US still the cheapest cloud services market, APAC Costlier than Europe too

Latin America is the costliest market for cloud services

Even as most large cloud service providers have either established or are seriously looking at establishing local data centers in India, a new report reaffirms that the US still remains the cheapest cloud services destination globally.


The Q1 2016 Cloud Price Index (CPI) report of 451 Research finds that on an average, the price of cloud services purchased in the US is the cheapest globally, with the services being costlier by 7% to 19% more for the same applications hosted in Europe; 14% to 38% more in Asia-Pacific and up to 38% more in Latin America.  451 Research’s Cloud Price IndexTM (CPI) provides a set of benchmark indicators representing the costs of a number of typical cloud applications across a range of geographies, technologies and use case scenarios. Like a consumer price index, the CPI determines the average price of a number of ‘baskets of goods’ representing the cloud-based services required to operate different applications. It uses two ‘baskets’ of cloud services that each represents a typical application use case. Large basket of goods contains a wide range of infrastructure and platform services, including compute, storage, database and network, to operate a locally resilient, scalable large three-tier Web application with 24/7 telephone support. Small basket of goods contains only the virtual machines and bandwidth infrastructure required to operate a non-resilient three-tier application.

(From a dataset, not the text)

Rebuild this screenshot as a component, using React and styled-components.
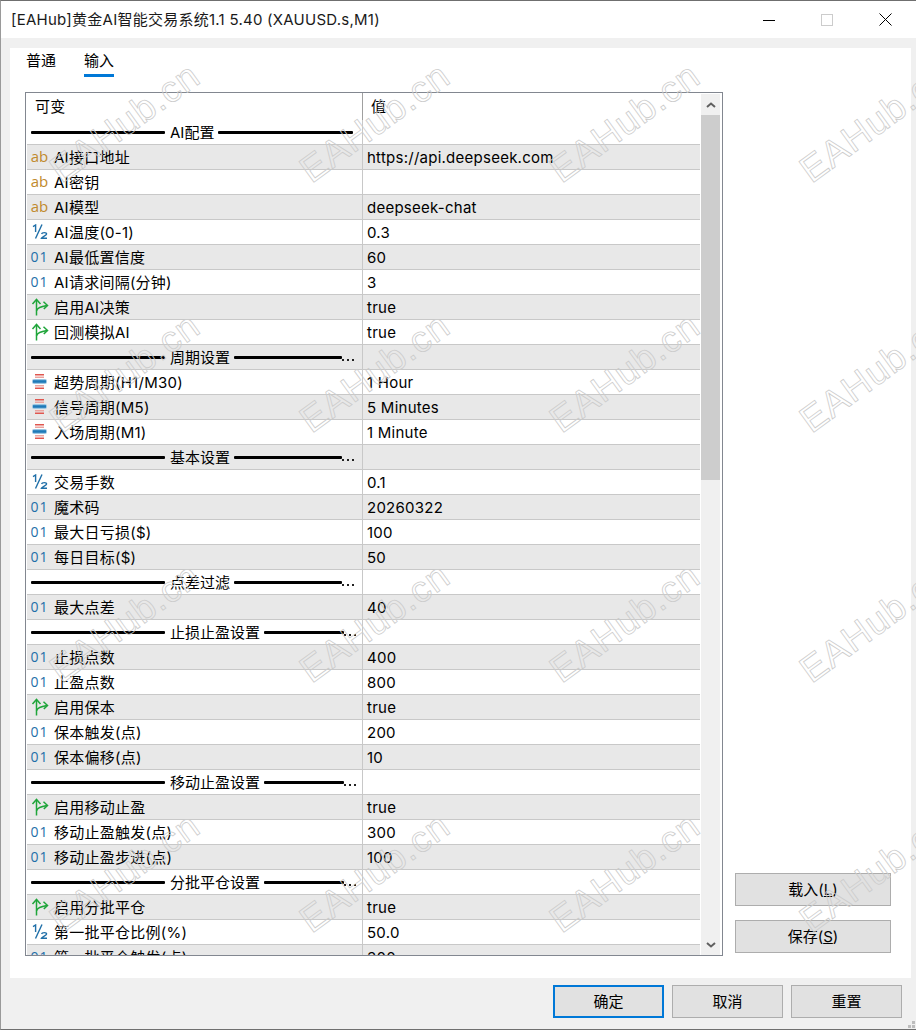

Data protection, the report says, is the biggest driver of demand, particularly in Europe. Lower latency, the need for local (language and in-country) support, government mandate and nationalism are other drivers of regional cloud. In India, the large demand from the government programs is expected to drive demand for locally delivered cloud services.


The low price in the US is clearly because of larger demand which leads to economies of scale. However, India being cheap in skilled labor, could hope to close in, as demands rise.


Advice to Buyers

“The question you need to ask yourself is: Is there any benefit in paying more for a local provider? The protection premium is similar to an insurance policy: Yes, you pay more, but you have some reassurance of latency, support and protection. You need to consider how much risk you are willing to take on versus how much you are willing to pay,” says 451 Research.


Some of the other points the research firm wants buyers to consider are


  • Some applications don’t need high levels of data protection, nor low latency, nor local support. For these, there is no advantage in paying more – just choose the cheapest datacenter, and save.
  • For other circumstances, the protection premium can be relatively low for the benefit it offers – hosting locally can remove a headache from data protection, and that premium is likely to be low considering the cost of handling in another jurisdiction.
  • Is latency a big issue? Do a few milliseconds here and there really require paying such a premium? If not, then the US will be cheaper; if yes, paying a bit more can enhance your applications’ experience for potentially paying customers.
  • When a critical application goes down, local language support can be a lifesaver. Consider this when making your plans.
  • Negotiate and consider commitment, wherever you are looking to host.
  • The market is likely to consolidate, so be sure to know who you could end up working with in the future and ensure the longevity of your provider if you are concerned with having a deeper working relationship with your provider.

The Cloud Price Index is a quarterly publication from 451 Research.